• [What you will do]
Show every line where "screenshot" occurs.

[START OF Excerpted data]

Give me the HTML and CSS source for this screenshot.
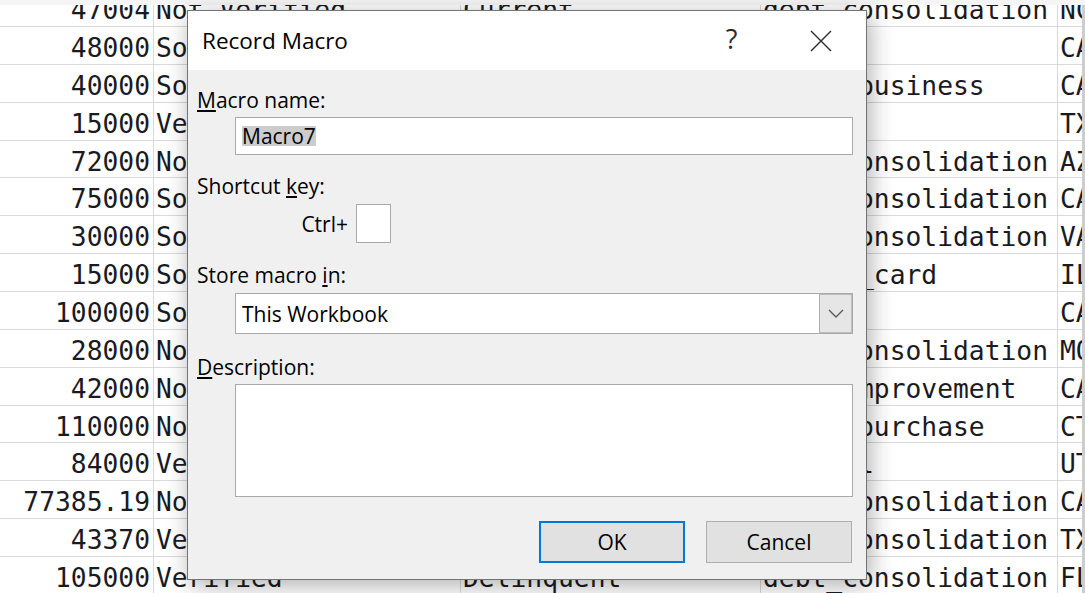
FILE: index.html
```html
<!DOCTYPE html>
<html>
<head>
<meta charset="utf-8">
<link rel="stylesheet" href="styles.css">
</head>
<body>
<div class="app">
  <div class="topstrip"></div>
  <div class="sheet-wrap">
    <div class="sheet">
      <div class="cell num">47004</div><div class="cell">Not Verified</div><div class="cell">Current</div><div class="cell">debt_consolidation</div><div class="cell last">NC</div>
      <div class="cell num">48000</div><div class="cell">Source Verified</div><div class="cell">Current</div><div class="cell">car</div><div class="cell last">CA</div>
      <div class="cell num">40000</div><div class="cell">Source Verified</div><div class="cell">Current</div><div class="cell">small_business</div><div class="cell last">CA</div>
      <div class="cell num">15000</div><div class="cell">Verified</div><div class="cell">Current</div><div class="cell">other</div><div class="cell last">TX</div>
      <div class="cell num">72000</div><div class="cell">Not Verified</div><div class="cell">Current</div><div class="cell">debt_consolidation</div><div class="cell last">AZ</div>
      <div class="cell num">75000</div><div class="cell">Source Verified</div><div class="cell">Current</div><div class="cell">debt_consolidation</div><div class="cell last">CA</div>
      <div class="cell num">30000</div><div class="cell">Source Verified</div><div class="cell">Current</div><div class="cell">debt_consolidation</div><div class="cell last">VA</div>
      <div class="cell num">15000</div><div class="cell">Source Verified</div><div class="cell">Current</div><div class="cell">credit_card</div><div class="cell last">IL</div>
      <div class="cell num">100000</div><div class="cell">Source Verified</div><div class="cell">Current</div><div class="cell">other</div><div class="cell last">CA</div>
      <div class="cell num">28000</div><div class="cell">Not Verified</div><div class="cell">Current</div><div class="cell">debt_consolidation</div><div class="cell last">MO</div>
      <div class="cell num">42000</div><div class="cell">Not Verified</div><div class="cell">Current</div><div class="cell">home_improvement</div><div class="cell last">CA</div>
      <div class="cell num">110000</div><div class="cell">Not Verified</div><div class="cell">Current</div><div class="cell">major_purchase</div><div class="cell last">CT</div>
      <div class="cell num">84000</div><div class="cell">Verified</div><div class="cell">Current</div><div class="cell">medical</div><div class="cell last">UT</div>
      <div class="cell num">77385.19</div><div class="cell">Not Verified</div><div class="cell">Current</div><div class="cell">debt_consolidation</div><div class="cell last">CA</div>
      <div class="cell num">43370</div><div class="cell">Verified</div><div class="cell">Current</div><div class="cell">debt_consolidation</div><div class="cell last">TX</div>
      <div class="cell num">105000</div><div class="cell">Verified</div><div class="cell">Delinquent</div><div class="cell">debt_consolidation</div><div class="cell last">FL</div>
    </div>
    <div class="vscroll"></div>
  </div>

  <div class="dialog">
    <div class="titlebar">
      <div class="title">Record Macro</div>
      <div class="tbtn help">?</div>
      <div class="tbtn close">
        <svg width="22" height="22" viewBox="0 0 22 22"><path d="M1 1 L21 21 M21 1 L1 21" stroke="#2b2b2b" stroke-width="1.4" fill="none"/></svg>
      </div>
    </div>
    <div class="dbody">
      <div class="lbl"><u>M</u>acro name:</div>
      <div class="field input1"><span class="sel">Macro7</span></div>
      <div class="lbl gap17">Shortcut <u>k</u>ey:</div>
      <div class="ctrlrow">
        <span class="ctrl">Ctrl+</span>
        <span class="keybox"></span>
      </div>
      <div class="lbl gap18">Store macro <u>i</u>n:</div>
      <div class="field select">
        <span class="seltext">This Workbook</span>
        <span class="dropbtn">
          <svg width="16" height="9" viewBox="0 0 16 9"><path d="M1 1 L8 8 L15 1" stroke="#5a5a5a" stroke-width="1.4" fill="none"/></svg>
        </span>
      </div>
      <div class="lbl gap19"><u>D</u>escription:</div>
      <div class="field textarea"></div>
      <div class="buttons">
        <div class="btn ok">OK</div>
        <div class="btn cancel">Cancel</div>
      </div>
    </div>
  </div>
</div>
</body>
</html>
```

FILE: styles.css
```css
html, body {
  margin: 0;
  padding: 0;
}
body {
  width: 1085px;
  height: 593px;
  overflow: hidden;
  background: #ffffff;
  font-family: "Open Sans", "Noto Sans", sans-serif;
}
.app {
  position: relative;
  width: 1085px;
  height: 593px;
  overflow: hidden;
}
.topstrip {
  height: 5px;
  background: #f5f5f5;
}
.sheet-wrap {
  display: flex;
  height: 588px;
  overflow: hidden;
}
.sheet {
  flex: 1;
  margin-top: -15.86px;
  display: grid;
  grid-template-columns: 154px 307px 300px 297px 24px;
  grid-auto-rows: 37.86px;
  align-content: start;
  font-family: "DejaVu Sans Mono", "Liberation Mono", monospace;
  font-size: 26.3px;
  color: #1a1a22;
}
.cell {
  box-sizing: border-box;
  border-right: 1px solid #d9d9d9;
  border-bottom: 1px solid #d9d9d9;
  padding: 6px 2px 0 2px;
  line-height: 30px;
  white-space: nowrap;
  overflow: hidden;
}
.cell.num {
  text-align: right;
  padding-right: 3px;
}
.cell.last {
  border-right: none;
}
.vscroll {
  width: 3px;
  background: #cdcdcd;
}

/* dialog */
.dialog {
  position: absolute;
  left: 187px;
  top: 10px;
  width: 680px;
  height: 570px;
  box-sizing: border-box;
  border: 1px solid #747474;
  background: #f0f0f0;
  box-shadow: 3px 5px 22px rgba(0, 0, 0, 0.32);
  display: flex;
  flex-direction: column;
}
.titlebar {
  height: 59px;
  flex-shrink: 0;
  background: #ffffff;
  display: flex;
  align-items: center;
}
.title {
  flex: 1;
  padding-left: 14px;
  font-size: 22.5px;
  color: #000;
}
.tbtn {
  width: 89px;
  height: 100%;
  display: flex;
  align-items: center;
  justify-content: center;
}
.help {
  font-size: 27px;
  color: #2b2b2b;
  padding-bottom: 4px;
  box-sizing: border-box;
}
.close {
  width: 90px;
}
.dbody {
  flex: 1;
  padding: 16px 13px 0 9px;
  display: flex;
  flex-direction: column;
  color: #000;
}
.lbl {
  font-size: 21px;
  line-height: 28px;
  height: 28px;
  white-space: nowrap;
}
.gap17 { margin-top: 17px; }
.gap18 { margin-top: 18px; }
.gap19 { margin-top: 19px; }
.field {
  margin-left: 38px;
  box-sizing: border-box;
  border: 1px solid #a9a9a9;
  background: #ffffff;
  font-size: 21px;
}
.input1 {
  margin-top: 3px;
  height: 38px;
  display: flex;
  align-items: center;
  padding-left: 6px;
}
.sel {
  display: inline-block;
  height: 20px;
  line-height: 20px;
  background: #cccccc;
  color: #000;
}
.ctrlrow {
  margin-top: 4px;
  height: 39px;
  display: flex;
  align-items: center;
  gap: 8px;
}
.ctrl {
  width: 151px;
  text-align: right;
  font-size: 21px;
}
.keybox {
  width: 35px;
  height: 39px;
  box-sizing: border-box;
  border: 1px solid #a9a9a9;
  background: #ffffff;
}
.select {
  margin-top: 4px;
  height: 41px;
  display: flex;
  align-items: center;
  padding-left: 6px;
}
.seltext {
  flex: 1;
}
.dropbtn {
  align-self: stretch;
  width: 33px;
  box-sizing: border-box;
  border: 1px solid #bcbcbc;
  border-left-color: #b0b0b0;
  background: #e6e6e6;
  display: flex;
  align-items: center;
  justify-content: center;
}
.textarea {
  margin-top: 3px;
  height: 113px;
}
.buttons {
  margin-top: 24px;
  display: flex;
  justify-content: flex-end;
  gap: 21px;
  padding-right: 1px;
}
.btn {
  width: 146px;
  height: 42px;
  box-sizing: border-box;
  background: #e1e1e1;
  display: flex;
  align-items: center;
  justify-content: center;
  font-size: 21px;
  color: #000;
}
.ok {
  border: 2px solid #0078d7;
}
.cancel {
  border: 1px solid #adadad;
}
```
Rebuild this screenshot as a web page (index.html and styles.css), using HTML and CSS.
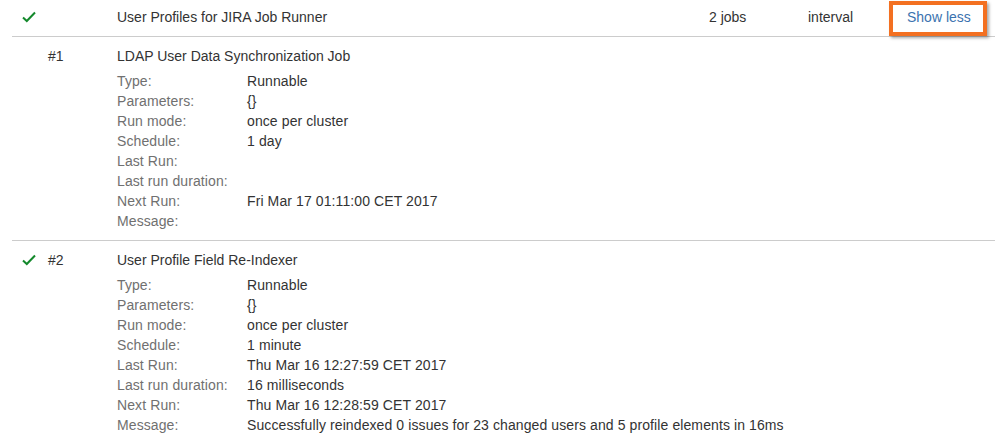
FILE: index.html
```html
<!DOCTYPE html>
<html lang="en">
<head>
    <meta charset="UTF-8">
    <title>Scheduler details</title>
    <link rel="stylesheet" href="styles.css">
</head>
<body>

    <div class="scheduler">
        <!-- Runner row -->
        <div class="runner-row">
            <div class="status">
                <svg class="check" width="14" height="12" viewBox="0 0 14 12"><path d="M1 6.5 L4.8 10 L13 1.5" fill="none" stroke="#14892c" stroke-width="2"/></svg>
            </div>
            <div class="num"></div>
            <div class="runner-name">User Profiles for JIRA Job Runner</div>
            <div class="jobs">2 jobs</div>
            <div class="type">interval</div>
            <div class="action"><a href="#" class="highlight">Show less</a></div>
        </div>

        <!-- Job #1 -->
        <div class="job">
            <div class="status"></div>
            <div class="num">#1</div>
            <div class="job-body">
                <div class="job-title">LDAP User Data Synchronization Job</div>
                <dl class="details">
                    <dt>Type:</dt><dd>Runnable</dd>
                    <dt>Parameters:</dt><dd>{}</dd>
                    <dt>Run mode:</dt><dd>once per cluster</dd>
                    <dt>Schedule:</dt><dd>1 day</dd>
                    <dt>Last Run:</dt><dd></dd>
                    <dt>Last run duration:</dt><dd></dd>
                    <dt>Next Run:</dt><dd>Fri Mar 17 01:11:00 CET 2017</dd>
                    <dt>Message:</dt><dd></dd>
                </dl>
            </div>
        </div>

        <!-- Job #2 -->
        <div class="job">
            <div class="status">
                <svg class="check" width="14" height="12" viewBox="0 0 14 12"><path d="M1 6.5 L4.8 10 L13 1.5" fill="none" stroke="#14892c" stroke-width="2"/></svg>
            </div>
            <div class="num">#2</div>
            <div class="job-body">
                <div class="job-title">User Profile Field Re-Indexer</div>
                <dl class="details">
                    <dt>Type:</dt><dd>Runnable</dd>
                    <dt>Parameters:</dt><dd>{}</dd>
                    <dt>Run mode:</dt><dd>once per cluster</dd>
                    <dt>Schedule:</dt><dd>1 minute</dd>
                    <dt>Last Run:</dt><dd>Thu Mar 16 12:27:59 CET 2017</dd>
                    <dt>Last run duration:</dt><dd>16 milliseconds</dd>
                    <dt>Next Run:</dt><dd>Thu Mar 16 12:28:59 CET 2017</dd>
                    <dt>Message:</dt><dd>Successfully reindexed 0 issues for 23 changed users and 5 profile elements in 16ms</dd>
                </dl>
            </div>
        </div>
    </div>

</body>
</html>
```

FILE: styles.css
```css
/* Reset */
* {
    margin: 0;
    padding: 0;
    box-sizing: border-box;
}

body {
    font-family: "Liberation Sans", Arial, sans-serif;
    font-size: 14px;
    line-height: 20px;
    color: #333;
    background-color: #fff;
}

/* Outer list */
.scheduler {
    margin-left: 12px;
    width: 983px;
}

.status {
    width: 36px;
    padding-left: 10px;
}

.check {
    display: block;
    margin-top: 4px;
}

.num {
    width: 69px;
}

/* Runner row */
.runner-row {
    display: flex;
    padding: 7px 0 9px;
    border-bottom: 1px solid #ccc;
}

.runner-name {
    width: 592px;
}

.jobs {
    width: 99px;
}

.type {
    width: 99px;
}

.action {
    position: relative;
}

.action a {
    color: #3b73af;
    text-decoration: none;
}

/* Orange highlight box drawn over the link */
.highlight::after {
    content: "";
    box-sizing: border-box;
    position: absolute;
    left: -18px;
    top: -6px;
    width: 98px;
    height: 35px;
    border: 4px solid #f37021;
    box-shadow: 2px 2px 3px rgba(0, 0, 0, 0.35);
}

/* Job blocks */
.job {
    display: flex;
    padding: 9px 0 9px;
    border-bottom: 1px solid #ccc;
}

.job:last-child {
    border-bottom: none;
}

.job-title {
    margin-bottom: 5px;
}

.details {
    display: grid;
    grid-template-columns: 130px auto;
    letter-spacing: 0.1px;
}

.details dt {
    color: #707070;
}

.details dd {
    min-height: 20px;
}
```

[END OF Excerpted data]

• [Solution to this task]
Give me the HTML and CSS source for this screenshot.
Rebuild this screenshot as a web page (index.html and styles.css), using HTML and CSS.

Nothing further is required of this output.